# Dataset section start

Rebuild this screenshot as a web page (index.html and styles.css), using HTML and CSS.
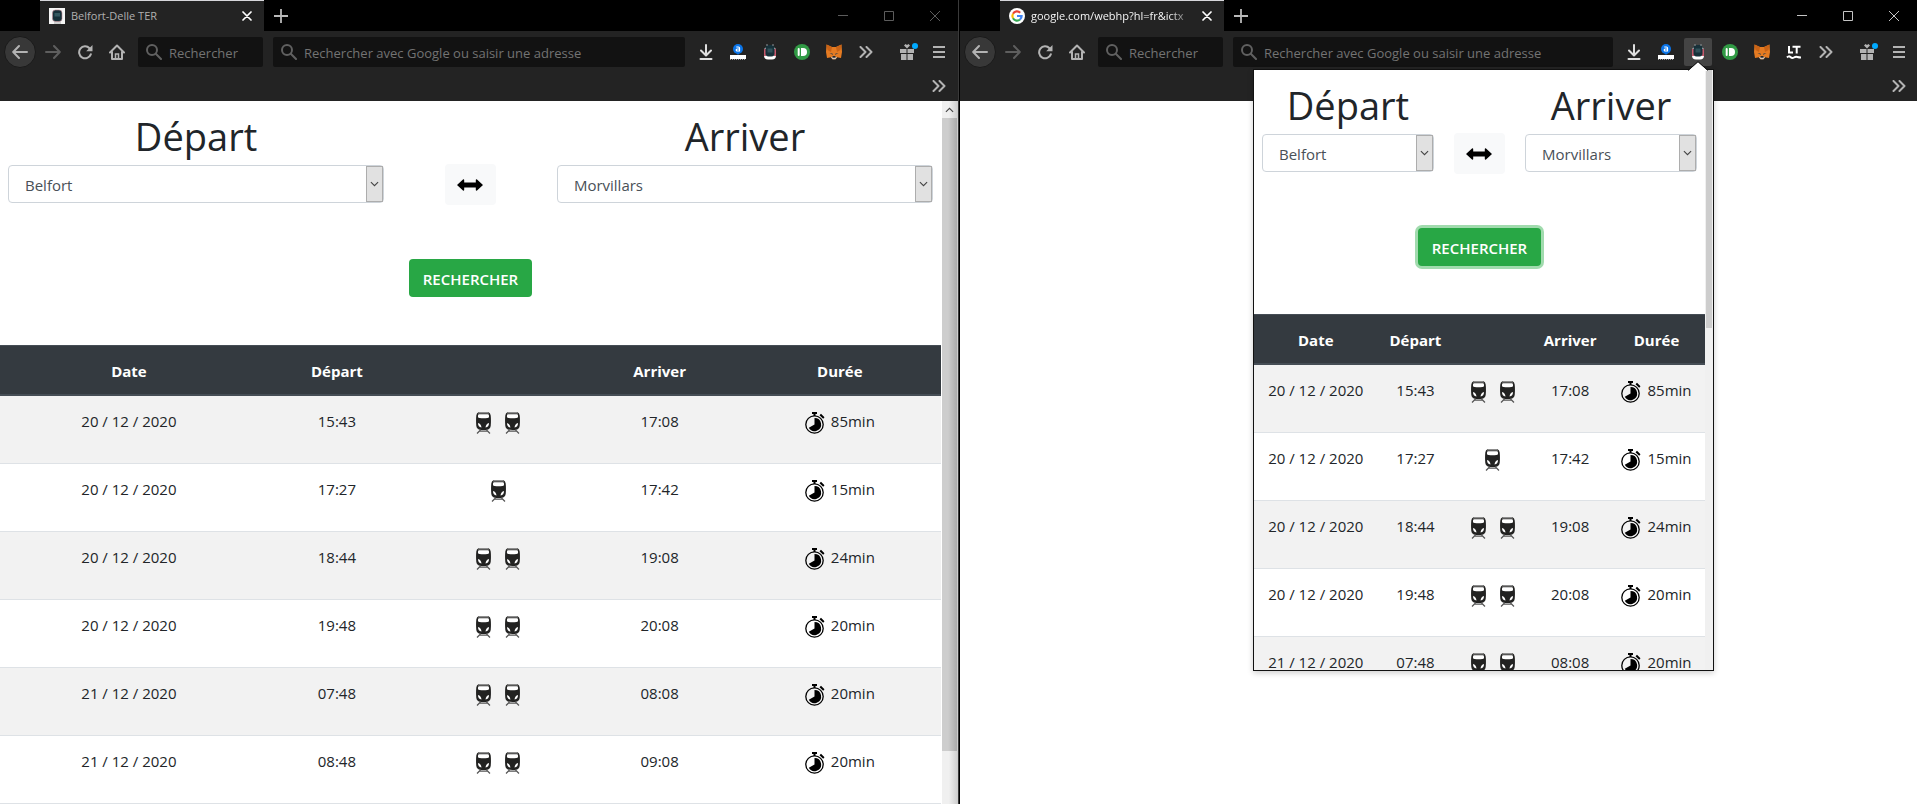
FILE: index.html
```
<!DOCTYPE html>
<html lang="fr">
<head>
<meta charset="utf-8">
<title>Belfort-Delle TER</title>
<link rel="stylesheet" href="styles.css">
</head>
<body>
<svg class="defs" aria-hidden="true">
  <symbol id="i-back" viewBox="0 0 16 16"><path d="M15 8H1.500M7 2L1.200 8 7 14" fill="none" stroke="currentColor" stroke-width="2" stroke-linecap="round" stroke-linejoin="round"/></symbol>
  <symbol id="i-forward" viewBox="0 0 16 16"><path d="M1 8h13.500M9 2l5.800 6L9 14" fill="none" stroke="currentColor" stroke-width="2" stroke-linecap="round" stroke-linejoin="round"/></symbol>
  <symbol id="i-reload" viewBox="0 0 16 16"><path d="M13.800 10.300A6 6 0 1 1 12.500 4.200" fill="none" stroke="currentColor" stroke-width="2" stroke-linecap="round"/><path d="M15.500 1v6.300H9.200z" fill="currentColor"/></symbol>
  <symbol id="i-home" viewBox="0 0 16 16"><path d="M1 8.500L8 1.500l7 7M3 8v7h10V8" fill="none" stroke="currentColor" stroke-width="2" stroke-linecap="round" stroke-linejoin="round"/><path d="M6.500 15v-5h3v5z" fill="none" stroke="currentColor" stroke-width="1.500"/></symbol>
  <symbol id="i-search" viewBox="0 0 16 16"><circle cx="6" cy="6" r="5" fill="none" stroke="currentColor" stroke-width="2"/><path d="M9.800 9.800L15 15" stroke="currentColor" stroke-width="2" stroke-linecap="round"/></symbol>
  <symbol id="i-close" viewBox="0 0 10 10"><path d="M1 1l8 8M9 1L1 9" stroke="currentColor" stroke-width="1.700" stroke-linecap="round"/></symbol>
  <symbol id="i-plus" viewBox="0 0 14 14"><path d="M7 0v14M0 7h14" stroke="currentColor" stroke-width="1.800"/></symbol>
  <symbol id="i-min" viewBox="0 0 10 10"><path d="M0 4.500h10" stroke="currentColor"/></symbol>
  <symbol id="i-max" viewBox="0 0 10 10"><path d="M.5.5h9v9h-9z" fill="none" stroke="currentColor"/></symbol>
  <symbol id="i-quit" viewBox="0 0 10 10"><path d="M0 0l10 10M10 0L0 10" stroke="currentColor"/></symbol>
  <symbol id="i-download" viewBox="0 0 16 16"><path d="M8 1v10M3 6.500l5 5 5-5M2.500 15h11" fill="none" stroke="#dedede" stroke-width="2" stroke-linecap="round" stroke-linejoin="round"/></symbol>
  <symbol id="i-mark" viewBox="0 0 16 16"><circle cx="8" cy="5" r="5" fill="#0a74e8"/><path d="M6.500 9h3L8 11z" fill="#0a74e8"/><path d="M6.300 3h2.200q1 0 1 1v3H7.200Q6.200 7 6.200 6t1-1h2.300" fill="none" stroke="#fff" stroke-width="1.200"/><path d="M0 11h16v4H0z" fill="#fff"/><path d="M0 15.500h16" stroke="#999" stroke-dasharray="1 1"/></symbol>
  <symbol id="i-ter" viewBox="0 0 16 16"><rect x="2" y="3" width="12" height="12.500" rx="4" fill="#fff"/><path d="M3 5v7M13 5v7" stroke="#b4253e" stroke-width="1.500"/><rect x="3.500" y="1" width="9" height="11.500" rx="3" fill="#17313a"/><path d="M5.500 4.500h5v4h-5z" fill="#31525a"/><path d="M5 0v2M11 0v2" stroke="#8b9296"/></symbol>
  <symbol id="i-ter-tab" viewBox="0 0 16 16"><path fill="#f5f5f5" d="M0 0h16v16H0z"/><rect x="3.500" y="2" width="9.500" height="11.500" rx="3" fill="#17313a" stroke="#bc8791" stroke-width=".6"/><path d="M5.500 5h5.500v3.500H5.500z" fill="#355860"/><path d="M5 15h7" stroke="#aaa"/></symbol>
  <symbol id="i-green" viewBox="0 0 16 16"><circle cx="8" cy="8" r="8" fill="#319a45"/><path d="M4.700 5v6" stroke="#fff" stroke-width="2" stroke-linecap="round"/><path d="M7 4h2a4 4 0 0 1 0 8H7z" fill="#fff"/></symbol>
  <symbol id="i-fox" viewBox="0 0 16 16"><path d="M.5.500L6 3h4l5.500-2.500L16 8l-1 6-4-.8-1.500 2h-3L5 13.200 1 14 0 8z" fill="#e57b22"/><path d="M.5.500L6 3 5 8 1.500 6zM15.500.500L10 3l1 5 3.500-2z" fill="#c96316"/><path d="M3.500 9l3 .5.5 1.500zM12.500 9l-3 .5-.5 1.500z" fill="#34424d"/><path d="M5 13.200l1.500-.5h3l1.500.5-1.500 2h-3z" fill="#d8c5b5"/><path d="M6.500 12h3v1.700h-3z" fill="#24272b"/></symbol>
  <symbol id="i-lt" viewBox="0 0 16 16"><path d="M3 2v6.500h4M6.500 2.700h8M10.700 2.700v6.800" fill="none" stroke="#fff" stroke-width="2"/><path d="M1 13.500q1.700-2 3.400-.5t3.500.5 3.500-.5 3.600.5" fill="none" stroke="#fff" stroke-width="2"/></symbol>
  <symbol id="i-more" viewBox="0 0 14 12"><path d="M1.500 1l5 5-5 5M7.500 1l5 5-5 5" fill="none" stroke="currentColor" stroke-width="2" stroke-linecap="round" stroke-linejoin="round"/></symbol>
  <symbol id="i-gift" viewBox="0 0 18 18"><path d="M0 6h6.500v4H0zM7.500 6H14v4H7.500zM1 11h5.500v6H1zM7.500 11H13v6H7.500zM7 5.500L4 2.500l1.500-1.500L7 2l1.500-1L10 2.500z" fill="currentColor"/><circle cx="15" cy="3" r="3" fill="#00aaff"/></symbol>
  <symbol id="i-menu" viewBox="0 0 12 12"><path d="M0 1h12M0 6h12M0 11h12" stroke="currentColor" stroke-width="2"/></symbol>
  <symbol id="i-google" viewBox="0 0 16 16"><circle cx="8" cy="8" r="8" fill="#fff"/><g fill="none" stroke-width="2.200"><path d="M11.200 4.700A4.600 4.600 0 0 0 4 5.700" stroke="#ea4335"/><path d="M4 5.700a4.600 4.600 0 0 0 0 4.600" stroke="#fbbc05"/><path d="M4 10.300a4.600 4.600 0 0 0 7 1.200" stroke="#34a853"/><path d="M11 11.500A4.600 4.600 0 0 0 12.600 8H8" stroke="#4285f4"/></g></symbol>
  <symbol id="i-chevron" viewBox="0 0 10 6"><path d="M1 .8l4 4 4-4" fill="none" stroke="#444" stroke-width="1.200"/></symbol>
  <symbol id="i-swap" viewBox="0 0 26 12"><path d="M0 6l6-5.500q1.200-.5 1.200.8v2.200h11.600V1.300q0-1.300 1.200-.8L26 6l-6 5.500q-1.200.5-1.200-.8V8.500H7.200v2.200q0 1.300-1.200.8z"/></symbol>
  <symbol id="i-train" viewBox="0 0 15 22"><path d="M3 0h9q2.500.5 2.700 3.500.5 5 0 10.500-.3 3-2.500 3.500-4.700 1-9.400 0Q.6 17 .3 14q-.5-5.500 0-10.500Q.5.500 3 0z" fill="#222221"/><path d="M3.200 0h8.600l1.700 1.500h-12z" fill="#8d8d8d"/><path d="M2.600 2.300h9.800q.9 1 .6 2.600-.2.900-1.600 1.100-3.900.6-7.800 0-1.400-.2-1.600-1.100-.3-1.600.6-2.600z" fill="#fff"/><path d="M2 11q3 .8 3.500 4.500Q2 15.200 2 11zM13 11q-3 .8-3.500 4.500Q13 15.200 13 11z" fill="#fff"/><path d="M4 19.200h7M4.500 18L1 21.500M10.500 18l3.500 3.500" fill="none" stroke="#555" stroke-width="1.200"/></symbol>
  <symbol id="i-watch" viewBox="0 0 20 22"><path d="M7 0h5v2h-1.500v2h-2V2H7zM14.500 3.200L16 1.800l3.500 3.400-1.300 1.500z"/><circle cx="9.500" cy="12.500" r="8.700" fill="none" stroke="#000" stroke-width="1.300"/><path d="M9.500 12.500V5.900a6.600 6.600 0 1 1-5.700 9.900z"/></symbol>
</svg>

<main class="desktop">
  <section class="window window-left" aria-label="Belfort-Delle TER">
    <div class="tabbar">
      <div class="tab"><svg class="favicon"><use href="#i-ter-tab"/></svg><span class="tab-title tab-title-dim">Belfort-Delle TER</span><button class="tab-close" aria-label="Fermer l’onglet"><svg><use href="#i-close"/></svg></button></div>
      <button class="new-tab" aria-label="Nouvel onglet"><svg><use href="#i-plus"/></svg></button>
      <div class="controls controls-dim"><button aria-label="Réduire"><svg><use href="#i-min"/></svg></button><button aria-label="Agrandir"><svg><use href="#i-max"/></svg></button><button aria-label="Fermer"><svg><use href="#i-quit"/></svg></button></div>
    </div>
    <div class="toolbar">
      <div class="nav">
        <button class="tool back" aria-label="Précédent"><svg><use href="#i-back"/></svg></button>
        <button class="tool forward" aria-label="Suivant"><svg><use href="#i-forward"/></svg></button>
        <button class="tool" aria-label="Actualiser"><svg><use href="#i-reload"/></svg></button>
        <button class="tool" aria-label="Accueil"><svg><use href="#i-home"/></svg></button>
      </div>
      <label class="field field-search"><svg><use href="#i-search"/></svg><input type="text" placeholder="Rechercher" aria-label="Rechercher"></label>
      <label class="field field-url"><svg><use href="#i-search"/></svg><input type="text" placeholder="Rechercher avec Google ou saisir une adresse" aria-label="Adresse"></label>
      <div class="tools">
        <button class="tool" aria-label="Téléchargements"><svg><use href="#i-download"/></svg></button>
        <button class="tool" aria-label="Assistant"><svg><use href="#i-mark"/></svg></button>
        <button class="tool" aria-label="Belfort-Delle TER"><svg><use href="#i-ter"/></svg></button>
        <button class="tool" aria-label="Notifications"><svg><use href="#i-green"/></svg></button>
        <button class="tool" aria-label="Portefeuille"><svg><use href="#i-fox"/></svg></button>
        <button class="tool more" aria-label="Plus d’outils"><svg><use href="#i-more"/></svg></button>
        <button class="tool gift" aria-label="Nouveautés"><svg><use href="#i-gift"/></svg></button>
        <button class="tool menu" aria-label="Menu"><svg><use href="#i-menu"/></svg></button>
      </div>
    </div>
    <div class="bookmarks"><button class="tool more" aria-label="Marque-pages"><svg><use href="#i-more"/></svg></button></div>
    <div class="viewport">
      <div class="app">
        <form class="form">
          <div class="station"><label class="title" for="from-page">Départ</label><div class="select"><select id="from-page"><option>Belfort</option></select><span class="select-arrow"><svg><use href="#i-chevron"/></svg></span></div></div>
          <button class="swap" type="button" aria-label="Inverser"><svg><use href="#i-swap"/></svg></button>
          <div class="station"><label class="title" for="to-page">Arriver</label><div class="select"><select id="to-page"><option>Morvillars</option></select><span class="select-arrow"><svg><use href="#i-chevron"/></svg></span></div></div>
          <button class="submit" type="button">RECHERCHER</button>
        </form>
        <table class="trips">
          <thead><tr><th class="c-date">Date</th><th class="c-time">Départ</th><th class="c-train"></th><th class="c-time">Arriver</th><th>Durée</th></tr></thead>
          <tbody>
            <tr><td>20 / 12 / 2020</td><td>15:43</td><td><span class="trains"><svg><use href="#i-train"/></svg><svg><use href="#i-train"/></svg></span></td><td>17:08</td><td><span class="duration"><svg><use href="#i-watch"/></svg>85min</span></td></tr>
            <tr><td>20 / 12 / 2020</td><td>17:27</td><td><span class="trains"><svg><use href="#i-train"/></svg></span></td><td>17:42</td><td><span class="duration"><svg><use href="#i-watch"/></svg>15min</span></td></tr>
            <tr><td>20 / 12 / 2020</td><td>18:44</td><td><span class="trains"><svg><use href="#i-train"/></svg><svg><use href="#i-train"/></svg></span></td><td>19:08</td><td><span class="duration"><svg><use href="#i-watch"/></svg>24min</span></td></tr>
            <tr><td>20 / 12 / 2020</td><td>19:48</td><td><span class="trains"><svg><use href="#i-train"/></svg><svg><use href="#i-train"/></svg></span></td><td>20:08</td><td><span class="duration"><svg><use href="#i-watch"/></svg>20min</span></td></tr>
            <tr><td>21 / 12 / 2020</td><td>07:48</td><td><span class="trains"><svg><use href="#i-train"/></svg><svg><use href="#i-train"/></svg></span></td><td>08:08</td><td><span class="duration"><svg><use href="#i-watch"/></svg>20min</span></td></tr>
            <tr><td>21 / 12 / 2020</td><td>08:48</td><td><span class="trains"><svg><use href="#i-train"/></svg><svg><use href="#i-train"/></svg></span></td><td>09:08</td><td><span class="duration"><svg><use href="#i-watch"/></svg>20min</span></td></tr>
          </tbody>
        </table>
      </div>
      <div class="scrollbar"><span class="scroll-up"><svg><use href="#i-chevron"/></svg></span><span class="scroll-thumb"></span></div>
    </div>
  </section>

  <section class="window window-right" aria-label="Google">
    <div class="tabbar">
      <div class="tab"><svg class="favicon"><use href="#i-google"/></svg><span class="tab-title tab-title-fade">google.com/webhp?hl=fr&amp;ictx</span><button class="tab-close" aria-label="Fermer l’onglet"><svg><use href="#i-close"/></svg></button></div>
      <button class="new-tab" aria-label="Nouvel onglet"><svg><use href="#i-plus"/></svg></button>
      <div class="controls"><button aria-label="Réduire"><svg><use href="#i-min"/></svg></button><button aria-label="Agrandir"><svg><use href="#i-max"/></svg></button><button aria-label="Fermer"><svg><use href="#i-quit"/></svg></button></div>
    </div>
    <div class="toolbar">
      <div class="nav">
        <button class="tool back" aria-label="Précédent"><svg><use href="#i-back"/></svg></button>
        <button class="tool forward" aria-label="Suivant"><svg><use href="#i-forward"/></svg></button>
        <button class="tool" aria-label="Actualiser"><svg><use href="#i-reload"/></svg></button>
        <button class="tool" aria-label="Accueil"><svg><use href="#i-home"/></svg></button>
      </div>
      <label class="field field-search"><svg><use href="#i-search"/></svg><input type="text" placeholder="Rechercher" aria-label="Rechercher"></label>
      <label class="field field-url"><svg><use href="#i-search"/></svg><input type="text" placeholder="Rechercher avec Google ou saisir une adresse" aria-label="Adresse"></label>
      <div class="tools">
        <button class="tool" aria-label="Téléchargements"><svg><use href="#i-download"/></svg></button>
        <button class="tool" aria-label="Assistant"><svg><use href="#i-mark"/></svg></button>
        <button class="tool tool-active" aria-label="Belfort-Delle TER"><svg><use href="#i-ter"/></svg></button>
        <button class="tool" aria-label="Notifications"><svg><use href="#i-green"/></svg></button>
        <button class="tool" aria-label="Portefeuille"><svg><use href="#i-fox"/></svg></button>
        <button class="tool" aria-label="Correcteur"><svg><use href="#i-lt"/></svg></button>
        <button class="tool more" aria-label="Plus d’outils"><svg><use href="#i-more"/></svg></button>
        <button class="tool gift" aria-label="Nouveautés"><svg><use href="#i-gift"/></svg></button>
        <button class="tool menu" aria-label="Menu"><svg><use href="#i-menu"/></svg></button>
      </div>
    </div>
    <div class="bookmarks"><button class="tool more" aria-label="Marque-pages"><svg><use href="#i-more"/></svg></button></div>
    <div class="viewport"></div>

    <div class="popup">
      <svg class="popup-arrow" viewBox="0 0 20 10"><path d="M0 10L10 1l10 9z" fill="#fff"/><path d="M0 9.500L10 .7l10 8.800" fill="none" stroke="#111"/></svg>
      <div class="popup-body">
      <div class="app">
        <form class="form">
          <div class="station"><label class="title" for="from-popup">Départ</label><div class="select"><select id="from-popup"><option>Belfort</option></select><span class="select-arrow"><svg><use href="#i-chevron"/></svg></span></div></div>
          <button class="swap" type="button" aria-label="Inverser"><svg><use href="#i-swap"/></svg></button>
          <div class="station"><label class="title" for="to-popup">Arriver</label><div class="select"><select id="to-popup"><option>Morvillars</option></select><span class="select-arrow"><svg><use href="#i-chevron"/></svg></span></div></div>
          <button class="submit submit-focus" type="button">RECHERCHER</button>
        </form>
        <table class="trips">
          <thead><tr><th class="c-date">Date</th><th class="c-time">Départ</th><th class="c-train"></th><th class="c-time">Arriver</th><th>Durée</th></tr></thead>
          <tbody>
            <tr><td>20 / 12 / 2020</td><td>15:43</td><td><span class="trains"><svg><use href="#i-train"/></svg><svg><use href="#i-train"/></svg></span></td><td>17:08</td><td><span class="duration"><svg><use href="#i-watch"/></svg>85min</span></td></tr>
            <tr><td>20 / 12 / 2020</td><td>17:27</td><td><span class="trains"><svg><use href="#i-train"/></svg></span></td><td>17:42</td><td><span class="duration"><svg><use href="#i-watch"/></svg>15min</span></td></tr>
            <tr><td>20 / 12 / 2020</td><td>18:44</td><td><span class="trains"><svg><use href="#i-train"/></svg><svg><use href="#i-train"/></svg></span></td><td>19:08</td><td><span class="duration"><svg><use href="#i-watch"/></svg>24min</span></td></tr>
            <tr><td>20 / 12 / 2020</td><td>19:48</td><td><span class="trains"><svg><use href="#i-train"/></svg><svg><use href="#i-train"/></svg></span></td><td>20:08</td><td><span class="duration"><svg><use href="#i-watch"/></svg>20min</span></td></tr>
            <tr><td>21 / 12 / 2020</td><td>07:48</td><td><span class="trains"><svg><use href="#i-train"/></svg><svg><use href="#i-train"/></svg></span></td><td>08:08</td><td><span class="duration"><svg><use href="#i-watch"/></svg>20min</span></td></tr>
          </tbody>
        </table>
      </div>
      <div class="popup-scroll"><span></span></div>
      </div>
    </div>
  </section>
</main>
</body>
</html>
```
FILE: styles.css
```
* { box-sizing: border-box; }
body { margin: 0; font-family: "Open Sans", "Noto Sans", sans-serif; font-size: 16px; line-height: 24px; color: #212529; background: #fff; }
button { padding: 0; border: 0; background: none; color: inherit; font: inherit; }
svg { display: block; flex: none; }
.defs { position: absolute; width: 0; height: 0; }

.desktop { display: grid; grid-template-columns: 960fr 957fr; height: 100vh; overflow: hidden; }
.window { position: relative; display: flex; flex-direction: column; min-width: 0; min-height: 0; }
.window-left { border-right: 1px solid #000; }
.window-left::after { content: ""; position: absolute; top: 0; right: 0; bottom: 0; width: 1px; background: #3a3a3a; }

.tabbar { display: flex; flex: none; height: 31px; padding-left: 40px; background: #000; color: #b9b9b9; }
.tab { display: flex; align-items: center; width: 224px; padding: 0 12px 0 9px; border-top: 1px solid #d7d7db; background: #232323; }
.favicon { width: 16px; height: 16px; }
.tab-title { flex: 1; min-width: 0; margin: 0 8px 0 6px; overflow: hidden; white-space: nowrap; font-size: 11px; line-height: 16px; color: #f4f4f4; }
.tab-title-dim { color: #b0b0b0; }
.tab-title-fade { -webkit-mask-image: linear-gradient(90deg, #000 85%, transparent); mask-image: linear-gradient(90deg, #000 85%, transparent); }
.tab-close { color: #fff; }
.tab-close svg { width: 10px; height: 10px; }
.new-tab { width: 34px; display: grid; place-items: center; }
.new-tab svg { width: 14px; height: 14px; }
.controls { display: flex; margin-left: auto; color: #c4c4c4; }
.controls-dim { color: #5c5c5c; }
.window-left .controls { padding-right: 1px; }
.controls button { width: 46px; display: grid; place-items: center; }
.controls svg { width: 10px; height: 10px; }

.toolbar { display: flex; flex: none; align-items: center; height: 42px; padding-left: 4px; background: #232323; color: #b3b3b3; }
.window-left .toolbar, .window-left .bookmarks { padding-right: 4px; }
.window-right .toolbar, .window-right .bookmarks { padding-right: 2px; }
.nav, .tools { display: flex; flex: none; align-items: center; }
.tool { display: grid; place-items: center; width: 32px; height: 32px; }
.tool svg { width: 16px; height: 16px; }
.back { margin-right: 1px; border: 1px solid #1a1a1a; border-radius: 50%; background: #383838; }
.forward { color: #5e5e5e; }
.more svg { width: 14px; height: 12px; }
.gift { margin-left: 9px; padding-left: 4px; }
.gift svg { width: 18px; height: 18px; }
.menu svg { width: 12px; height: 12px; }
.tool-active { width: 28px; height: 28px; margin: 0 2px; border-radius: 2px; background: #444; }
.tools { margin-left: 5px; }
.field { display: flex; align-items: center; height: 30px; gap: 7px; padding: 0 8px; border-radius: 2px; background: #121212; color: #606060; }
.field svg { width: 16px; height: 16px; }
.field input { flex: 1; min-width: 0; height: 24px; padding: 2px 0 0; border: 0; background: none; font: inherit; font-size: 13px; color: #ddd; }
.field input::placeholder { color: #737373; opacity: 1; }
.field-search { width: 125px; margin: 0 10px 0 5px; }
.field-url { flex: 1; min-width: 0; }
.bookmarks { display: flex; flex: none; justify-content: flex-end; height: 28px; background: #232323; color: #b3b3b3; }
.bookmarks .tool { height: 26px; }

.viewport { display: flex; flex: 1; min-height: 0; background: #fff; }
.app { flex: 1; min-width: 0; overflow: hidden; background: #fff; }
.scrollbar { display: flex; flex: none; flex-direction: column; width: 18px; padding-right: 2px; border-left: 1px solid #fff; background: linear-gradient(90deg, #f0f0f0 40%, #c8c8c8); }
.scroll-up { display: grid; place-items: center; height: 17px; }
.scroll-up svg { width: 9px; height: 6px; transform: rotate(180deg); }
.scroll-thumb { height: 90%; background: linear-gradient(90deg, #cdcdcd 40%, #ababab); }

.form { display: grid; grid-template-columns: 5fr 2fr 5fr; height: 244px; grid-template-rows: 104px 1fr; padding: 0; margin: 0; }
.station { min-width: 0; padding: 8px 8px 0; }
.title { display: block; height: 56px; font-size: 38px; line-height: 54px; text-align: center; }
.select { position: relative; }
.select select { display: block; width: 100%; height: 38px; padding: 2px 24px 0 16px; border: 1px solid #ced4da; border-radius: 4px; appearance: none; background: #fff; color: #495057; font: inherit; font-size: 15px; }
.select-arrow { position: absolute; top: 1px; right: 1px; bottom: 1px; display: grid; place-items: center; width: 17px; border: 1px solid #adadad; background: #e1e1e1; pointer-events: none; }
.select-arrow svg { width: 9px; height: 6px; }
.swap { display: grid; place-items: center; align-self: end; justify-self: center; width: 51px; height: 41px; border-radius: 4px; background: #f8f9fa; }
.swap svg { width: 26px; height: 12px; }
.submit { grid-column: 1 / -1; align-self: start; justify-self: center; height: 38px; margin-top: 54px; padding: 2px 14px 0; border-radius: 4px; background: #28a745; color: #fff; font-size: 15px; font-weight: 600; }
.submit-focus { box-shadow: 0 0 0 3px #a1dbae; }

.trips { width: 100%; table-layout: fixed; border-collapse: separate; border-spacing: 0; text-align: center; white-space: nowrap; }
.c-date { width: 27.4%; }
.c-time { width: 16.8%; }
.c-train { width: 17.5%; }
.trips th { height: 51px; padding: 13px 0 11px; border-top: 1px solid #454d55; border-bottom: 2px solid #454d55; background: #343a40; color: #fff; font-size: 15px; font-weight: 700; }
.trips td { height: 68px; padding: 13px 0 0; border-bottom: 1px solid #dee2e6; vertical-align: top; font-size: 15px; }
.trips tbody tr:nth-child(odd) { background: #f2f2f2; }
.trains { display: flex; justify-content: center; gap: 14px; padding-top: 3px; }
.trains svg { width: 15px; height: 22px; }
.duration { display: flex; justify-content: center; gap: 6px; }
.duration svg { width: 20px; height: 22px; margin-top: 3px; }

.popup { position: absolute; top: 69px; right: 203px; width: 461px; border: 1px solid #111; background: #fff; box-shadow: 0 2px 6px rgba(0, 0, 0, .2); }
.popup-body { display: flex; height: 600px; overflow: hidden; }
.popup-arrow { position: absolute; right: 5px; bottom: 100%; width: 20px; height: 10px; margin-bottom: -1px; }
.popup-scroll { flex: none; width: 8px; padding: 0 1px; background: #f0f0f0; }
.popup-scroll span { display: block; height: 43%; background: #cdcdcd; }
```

# Dataset section end

| Exercise goal |
Using the listing above, pick out each line that contains the word "styles", then copy it.

| Answer for the task |
Rebuild this screenshot as a web page (index.html and styles.css), using HTML and CSS.
<link rel="stylesheet" href="styles.css">
FILE: styles.css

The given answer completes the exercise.